→ Listing
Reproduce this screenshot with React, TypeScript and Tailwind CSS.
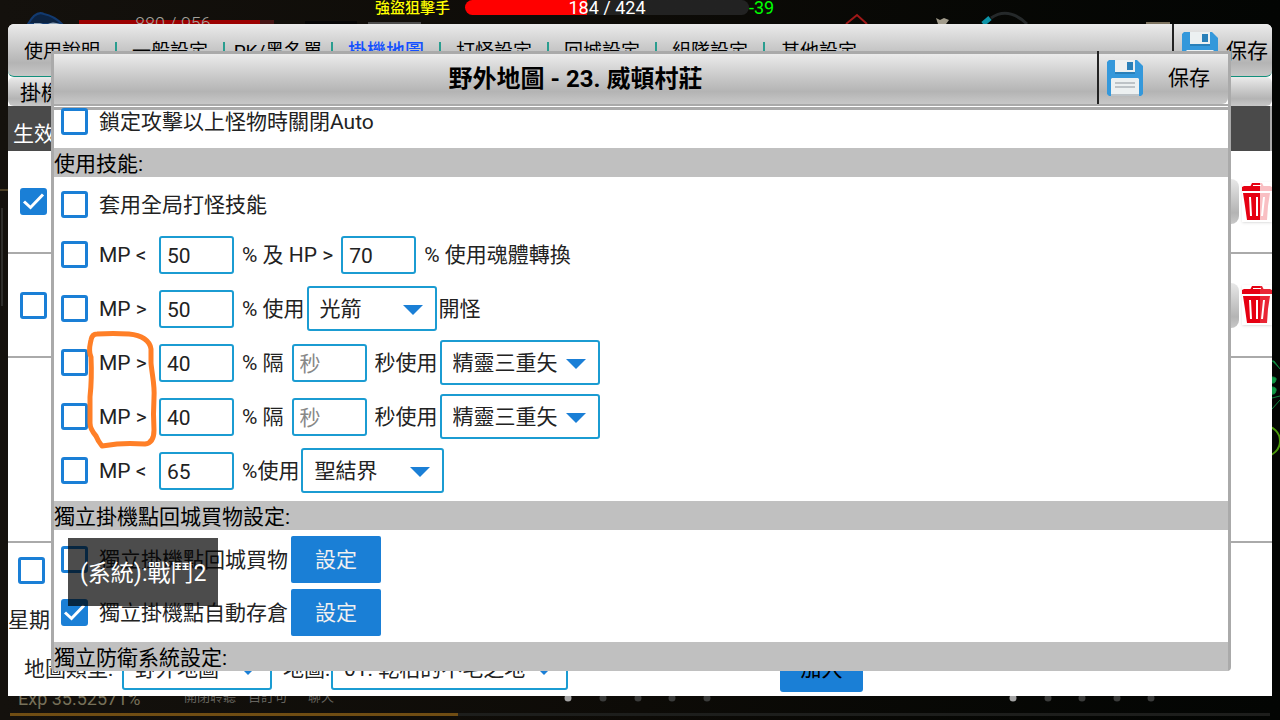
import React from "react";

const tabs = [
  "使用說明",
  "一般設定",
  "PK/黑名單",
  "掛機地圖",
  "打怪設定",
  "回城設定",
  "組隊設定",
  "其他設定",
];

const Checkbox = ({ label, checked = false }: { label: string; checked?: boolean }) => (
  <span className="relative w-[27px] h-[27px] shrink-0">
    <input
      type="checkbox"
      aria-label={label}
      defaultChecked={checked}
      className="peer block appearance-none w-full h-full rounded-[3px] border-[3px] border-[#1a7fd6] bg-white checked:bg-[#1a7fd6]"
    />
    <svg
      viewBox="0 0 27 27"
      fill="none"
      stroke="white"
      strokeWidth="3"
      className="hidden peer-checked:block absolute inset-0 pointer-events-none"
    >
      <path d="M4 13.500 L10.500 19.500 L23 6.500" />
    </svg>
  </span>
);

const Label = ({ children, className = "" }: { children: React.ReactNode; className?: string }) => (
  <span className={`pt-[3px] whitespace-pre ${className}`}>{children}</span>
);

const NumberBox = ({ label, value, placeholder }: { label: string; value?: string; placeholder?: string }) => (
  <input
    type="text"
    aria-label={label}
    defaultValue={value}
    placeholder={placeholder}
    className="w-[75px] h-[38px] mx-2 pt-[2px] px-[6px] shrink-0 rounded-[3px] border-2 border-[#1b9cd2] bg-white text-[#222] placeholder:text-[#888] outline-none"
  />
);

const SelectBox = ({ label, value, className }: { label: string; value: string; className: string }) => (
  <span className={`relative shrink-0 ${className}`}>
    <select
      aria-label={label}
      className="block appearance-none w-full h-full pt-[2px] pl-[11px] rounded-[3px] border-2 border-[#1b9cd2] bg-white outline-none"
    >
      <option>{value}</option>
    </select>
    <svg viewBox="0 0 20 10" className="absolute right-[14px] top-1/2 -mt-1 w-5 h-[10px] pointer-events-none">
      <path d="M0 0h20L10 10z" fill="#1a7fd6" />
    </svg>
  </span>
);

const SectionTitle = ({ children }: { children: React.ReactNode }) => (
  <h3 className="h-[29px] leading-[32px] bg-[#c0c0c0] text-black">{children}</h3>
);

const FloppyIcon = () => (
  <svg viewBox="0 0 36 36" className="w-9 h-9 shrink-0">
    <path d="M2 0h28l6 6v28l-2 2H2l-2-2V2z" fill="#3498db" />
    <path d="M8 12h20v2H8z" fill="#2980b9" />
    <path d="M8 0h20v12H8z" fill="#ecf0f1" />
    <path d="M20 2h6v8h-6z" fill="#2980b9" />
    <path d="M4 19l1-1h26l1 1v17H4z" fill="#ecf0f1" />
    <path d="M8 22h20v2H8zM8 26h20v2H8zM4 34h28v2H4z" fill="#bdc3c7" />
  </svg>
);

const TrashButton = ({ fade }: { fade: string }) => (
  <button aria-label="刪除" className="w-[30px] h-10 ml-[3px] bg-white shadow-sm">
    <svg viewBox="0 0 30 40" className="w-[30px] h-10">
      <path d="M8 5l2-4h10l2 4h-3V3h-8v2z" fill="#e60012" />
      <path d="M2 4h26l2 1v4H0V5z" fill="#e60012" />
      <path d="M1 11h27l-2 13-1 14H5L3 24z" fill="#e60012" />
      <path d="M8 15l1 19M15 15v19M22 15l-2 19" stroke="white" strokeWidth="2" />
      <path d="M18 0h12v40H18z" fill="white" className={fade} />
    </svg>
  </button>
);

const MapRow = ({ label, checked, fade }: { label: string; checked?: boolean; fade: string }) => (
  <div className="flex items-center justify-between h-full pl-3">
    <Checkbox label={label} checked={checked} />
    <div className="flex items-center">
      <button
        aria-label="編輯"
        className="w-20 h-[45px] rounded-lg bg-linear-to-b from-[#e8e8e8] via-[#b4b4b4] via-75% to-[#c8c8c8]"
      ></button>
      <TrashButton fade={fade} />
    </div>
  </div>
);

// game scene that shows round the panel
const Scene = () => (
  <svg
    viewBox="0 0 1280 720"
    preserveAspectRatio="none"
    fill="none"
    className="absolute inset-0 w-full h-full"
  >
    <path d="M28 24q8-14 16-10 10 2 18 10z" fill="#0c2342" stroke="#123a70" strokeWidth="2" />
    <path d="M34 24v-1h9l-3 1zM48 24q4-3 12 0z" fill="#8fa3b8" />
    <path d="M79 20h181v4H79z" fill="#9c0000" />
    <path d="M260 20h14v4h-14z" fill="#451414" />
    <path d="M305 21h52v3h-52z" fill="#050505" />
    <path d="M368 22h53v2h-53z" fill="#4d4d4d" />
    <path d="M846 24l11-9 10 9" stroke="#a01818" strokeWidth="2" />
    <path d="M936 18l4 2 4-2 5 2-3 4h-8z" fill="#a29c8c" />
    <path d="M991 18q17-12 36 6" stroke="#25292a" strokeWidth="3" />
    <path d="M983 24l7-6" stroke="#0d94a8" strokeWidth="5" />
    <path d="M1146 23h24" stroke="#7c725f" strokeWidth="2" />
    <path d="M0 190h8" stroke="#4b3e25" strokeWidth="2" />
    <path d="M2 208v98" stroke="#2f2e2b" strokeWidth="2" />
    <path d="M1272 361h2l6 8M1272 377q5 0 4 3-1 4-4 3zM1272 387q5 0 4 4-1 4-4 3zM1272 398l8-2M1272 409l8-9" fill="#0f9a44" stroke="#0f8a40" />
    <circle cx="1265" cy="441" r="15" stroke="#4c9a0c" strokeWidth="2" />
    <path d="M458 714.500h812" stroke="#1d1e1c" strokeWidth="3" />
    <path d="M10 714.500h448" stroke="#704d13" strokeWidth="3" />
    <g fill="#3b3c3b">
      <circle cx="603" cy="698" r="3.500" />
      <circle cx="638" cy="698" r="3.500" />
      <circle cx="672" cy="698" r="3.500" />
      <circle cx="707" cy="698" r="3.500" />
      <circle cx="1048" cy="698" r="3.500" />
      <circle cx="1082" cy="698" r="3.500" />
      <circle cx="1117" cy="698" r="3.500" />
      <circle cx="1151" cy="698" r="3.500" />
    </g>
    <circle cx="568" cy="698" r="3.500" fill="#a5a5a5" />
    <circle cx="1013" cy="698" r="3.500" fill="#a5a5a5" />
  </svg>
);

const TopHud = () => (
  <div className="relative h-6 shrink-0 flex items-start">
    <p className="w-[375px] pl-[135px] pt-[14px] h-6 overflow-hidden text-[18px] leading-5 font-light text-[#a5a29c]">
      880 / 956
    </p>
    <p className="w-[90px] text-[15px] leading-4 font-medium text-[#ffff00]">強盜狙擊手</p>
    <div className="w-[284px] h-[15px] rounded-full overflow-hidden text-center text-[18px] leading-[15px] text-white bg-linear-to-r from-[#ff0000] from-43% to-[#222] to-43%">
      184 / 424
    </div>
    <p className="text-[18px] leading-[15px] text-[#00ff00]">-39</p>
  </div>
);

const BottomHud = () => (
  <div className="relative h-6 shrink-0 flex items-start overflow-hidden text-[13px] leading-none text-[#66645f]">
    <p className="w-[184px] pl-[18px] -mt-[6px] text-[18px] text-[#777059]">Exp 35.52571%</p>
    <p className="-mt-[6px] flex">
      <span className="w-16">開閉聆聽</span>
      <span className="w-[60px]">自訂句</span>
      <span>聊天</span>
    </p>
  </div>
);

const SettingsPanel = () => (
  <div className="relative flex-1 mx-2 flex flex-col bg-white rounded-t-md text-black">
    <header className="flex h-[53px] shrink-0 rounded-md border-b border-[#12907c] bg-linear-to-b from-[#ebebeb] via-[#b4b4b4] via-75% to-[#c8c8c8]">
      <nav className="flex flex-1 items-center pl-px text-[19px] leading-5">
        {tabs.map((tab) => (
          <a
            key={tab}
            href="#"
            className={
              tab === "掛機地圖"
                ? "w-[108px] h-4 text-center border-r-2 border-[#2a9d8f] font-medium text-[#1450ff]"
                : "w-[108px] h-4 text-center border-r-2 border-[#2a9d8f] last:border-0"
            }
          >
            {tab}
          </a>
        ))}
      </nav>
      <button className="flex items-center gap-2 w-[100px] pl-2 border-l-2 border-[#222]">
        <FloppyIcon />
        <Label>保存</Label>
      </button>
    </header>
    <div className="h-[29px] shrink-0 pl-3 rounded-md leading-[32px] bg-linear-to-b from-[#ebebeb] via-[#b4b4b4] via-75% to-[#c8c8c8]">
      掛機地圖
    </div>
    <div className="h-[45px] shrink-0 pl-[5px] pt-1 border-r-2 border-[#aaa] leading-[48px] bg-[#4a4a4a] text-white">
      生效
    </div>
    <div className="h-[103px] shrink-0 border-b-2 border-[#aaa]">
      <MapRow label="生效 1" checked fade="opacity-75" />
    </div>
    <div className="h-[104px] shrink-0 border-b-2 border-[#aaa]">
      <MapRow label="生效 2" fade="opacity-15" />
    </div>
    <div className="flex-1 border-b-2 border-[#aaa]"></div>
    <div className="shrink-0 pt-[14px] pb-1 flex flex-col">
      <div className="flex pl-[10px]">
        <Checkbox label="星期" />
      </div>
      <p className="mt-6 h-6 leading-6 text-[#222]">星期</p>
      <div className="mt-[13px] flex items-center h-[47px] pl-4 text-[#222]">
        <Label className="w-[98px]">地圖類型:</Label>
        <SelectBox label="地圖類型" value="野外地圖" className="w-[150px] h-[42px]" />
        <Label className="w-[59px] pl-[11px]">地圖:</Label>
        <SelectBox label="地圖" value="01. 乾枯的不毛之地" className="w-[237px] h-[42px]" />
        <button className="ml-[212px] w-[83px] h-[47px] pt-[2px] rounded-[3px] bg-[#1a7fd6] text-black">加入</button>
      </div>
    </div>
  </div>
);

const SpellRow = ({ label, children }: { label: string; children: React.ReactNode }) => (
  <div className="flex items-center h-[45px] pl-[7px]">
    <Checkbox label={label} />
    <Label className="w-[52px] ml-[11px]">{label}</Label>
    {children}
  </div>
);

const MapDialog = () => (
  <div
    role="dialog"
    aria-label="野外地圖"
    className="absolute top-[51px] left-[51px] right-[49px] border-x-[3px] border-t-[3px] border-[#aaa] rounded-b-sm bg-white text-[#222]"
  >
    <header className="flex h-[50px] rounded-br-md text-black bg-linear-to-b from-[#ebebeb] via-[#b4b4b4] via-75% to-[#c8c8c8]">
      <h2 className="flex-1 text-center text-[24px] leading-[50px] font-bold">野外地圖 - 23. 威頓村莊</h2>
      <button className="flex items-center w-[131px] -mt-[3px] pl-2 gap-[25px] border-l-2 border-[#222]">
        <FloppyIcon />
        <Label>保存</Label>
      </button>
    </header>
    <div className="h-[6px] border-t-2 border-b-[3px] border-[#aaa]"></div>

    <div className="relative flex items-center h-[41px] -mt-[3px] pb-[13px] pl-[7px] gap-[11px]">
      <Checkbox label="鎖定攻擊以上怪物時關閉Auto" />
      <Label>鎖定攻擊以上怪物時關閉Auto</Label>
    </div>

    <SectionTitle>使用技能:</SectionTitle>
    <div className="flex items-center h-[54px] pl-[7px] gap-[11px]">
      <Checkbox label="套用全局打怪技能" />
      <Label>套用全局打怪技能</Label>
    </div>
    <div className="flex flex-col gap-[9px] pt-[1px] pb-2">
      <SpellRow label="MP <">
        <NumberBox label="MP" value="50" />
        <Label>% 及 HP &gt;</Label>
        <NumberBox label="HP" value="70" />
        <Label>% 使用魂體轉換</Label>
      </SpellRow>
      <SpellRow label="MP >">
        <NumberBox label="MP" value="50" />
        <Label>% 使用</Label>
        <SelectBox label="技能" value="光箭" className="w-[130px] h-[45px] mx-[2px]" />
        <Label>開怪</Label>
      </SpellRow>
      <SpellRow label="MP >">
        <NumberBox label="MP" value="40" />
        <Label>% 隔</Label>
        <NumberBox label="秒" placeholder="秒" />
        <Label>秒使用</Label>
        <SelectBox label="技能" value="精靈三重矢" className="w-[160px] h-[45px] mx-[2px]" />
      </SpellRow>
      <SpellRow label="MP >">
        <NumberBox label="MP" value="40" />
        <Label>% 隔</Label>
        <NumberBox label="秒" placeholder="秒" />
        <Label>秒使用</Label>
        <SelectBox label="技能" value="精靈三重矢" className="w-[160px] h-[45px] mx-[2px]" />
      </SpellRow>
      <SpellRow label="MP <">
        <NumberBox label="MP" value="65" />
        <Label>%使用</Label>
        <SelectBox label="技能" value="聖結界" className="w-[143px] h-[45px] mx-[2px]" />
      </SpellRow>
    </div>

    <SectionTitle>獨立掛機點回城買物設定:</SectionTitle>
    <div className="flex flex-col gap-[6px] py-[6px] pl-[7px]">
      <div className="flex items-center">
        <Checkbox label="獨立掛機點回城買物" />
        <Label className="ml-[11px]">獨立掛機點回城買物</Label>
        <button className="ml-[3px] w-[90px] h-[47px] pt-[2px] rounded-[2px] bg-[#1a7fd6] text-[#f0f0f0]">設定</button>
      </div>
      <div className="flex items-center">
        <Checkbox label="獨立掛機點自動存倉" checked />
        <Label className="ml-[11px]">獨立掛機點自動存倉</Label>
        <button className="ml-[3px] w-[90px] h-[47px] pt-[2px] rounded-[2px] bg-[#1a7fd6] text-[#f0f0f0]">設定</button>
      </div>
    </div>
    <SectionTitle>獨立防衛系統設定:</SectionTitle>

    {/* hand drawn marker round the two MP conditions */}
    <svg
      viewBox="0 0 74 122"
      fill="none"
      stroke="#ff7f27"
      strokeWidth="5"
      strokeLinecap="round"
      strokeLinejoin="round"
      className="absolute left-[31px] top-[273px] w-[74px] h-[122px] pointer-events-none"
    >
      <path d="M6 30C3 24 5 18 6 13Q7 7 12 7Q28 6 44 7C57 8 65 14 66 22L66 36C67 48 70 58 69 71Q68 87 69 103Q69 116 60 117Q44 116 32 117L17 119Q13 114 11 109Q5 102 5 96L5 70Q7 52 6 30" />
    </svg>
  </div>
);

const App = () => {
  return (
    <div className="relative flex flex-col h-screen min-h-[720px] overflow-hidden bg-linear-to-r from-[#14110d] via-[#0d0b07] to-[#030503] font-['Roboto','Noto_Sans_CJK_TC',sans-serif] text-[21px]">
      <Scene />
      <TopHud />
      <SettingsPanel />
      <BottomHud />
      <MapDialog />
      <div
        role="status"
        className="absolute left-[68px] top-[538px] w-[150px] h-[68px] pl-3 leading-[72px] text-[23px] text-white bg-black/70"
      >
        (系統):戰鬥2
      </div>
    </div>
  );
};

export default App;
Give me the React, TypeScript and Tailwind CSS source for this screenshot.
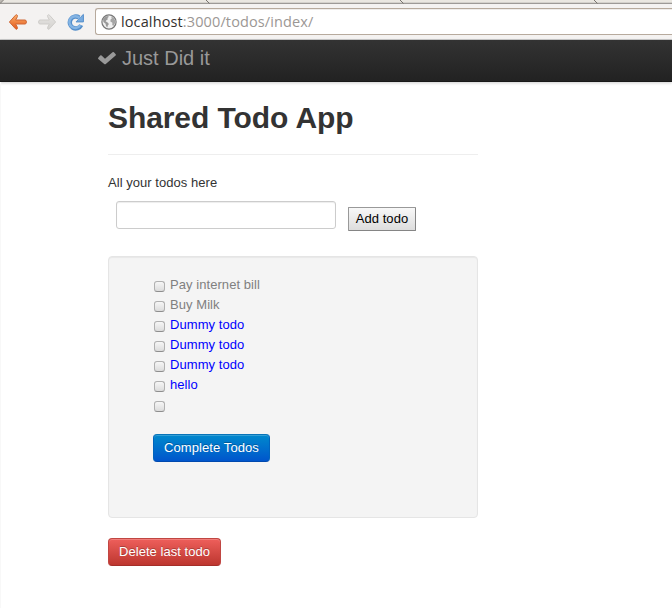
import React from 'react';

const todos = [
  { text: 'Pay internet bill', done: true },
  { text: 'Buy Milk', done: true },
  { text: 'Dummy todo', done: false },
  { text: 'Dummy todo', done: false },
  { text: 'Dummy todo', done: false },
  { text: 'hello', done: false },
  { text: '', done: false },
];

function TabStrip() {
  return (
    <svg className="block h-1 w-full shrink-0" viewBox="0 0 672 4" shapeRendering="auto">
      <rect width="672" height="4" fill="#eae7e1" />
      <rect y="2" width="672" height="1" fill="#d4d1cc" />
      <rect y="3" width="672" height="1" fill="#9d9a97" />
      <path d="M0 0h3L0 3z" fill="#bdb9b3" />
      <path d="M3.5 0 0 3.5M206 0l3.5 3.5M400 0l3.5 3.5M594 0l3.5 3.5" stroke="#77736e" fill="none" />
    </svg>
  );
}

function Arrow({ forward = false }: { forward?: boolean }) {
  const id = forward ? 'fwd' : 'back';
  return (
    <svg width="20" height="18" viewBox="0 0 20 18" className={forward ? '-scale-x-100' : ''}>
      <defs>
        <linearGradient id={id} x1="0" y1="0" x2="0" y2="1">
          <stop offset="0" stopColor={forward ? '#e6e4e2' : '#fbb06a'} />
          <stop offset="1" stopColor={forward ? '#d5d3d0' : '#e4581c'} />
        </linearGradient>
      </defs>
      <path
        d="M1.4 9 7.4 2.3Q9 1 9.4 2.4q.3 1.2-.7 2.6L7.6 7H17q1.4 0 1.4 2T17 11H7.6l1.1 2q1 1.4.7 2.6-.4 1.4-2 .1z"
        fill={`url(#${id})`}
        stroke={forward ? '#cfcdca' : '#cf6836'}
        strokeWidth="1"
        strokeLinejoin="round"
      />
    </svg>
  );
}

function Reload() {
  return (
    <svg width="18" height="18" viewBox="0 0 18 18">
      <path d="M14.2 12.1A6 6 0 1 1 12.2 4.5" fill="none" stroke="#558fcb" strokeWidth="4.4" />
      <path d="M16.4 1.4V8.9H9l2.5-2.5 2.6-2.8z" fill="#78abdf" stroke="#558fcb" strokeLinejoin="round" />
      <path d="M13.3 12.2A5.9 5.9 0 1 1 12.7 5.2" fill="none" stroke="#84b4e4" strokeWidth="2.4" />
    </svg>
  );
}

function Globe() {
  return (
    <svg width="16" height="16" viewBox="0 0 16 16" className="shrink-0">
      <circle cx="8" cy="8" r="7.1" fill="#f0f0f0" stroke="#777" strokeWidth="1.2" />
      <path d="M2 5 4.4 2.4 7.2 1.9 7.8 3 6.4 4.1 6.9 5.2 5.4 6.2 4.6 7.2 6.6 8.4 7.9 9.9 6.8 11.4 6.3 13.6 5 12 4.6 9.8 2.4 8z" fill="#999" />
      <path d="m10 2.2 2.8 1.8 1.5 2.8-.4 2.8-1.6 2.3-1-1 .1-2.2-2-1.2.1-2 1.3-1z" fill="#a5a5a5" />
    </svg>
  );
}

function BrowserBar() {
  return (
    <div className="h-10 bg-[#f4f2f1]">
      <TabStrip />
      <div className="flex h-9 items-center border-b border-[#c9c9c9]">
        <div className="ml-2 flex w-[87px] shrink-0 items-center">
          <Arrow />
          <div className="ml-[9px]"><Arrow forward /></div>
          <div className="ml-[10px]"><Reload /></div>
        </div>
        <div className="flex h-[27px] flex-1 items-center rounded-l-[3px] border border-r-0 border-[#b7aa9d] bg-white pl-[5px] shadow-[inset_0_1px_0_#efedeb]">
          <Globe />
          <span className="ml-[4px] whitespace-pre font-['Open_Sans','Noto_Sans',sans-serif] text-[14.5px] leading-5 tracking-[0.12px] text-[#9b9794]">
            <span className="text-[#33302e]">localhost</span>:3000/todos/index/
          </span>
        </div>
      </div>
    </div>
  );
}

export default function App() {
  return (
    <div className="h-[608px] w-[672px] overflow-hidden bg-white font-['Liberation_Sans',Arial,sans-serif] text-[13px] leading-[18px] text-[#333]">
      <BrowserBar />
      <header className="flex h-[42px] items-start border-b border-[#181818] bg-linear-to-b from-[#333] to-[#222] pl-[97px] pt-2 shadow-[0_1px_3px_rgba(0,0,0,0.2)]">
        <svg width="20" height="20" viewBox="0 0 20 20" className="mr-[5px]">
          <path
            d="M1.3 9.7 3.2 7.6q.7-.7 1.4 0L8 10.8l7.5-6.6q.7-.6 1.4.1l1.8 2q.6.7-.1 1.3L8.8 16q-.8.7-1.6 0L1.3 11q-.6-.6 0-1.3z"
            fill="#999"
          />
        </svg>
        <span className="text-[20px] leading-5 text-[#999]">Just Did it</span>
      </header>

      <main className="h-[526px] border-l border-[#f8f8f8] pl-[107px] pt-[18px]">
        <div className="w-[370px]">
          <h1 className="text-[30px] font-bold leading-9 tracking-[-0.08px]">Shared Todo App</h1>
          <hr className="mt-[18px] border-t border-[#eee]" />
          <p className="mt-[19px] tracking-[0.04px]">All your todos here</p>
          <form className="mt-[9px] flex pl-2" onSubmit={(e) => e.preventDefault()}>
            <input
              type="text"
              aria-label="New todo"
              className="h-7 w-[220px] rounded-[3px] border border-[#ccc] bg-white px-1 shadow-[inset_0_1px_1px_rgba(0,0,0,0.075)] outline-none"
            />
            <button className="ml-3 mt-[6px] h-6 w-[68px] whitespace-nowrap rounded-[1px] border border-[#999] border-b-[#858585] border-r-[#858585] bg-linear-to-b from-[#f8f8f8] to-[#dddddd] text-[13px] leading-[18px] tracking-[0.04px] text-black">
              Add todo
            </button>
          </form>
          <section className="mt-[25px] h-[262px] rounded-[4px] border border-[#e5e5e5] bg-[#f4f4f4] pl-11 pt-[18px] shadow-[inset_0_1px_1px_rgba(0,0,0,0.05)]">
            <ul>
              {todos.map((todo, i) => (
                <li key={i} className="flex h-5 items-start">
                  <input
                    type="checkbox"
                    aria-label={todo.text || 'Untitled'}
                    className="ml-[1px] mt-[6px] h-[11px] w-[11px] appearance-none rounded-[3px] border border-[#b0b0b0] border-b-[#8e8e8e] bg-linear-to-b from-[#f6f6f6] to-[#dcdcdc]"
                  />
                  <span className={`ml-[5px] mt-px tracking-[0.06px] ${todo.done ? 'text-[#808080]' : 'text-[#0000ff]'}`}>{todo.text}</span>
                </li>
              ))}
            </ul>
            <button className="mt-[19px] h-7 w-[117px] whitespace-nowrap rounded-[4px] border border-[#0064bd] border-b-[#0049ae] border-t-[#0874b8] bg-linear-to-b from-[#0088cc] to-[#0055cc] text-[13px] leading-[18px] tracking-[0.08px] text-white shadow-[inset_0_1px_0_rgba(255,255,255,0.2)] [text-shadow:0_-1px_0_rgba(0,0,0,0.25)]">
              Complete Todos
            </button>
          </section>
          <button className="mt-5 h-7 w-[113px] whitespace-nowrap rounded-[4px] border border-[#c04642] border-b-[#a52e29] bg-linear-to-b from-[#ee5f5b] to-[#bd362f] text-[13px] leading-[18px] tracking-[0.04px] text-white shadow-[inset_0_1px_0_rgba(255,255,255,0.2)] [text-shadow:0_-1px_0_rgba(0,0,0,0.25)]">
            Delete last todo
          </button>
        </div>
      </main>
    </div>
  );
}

→ Exercise details
Reproduce, starting at the line containing "Give me the" and stopping after the line containing "import React from 'react';", each of those lines exactly and no others; leave pictures out.

→ Right answer
Give me the React, TypeScript and Tailwind CSS source for this screenshot.
import React from 'react';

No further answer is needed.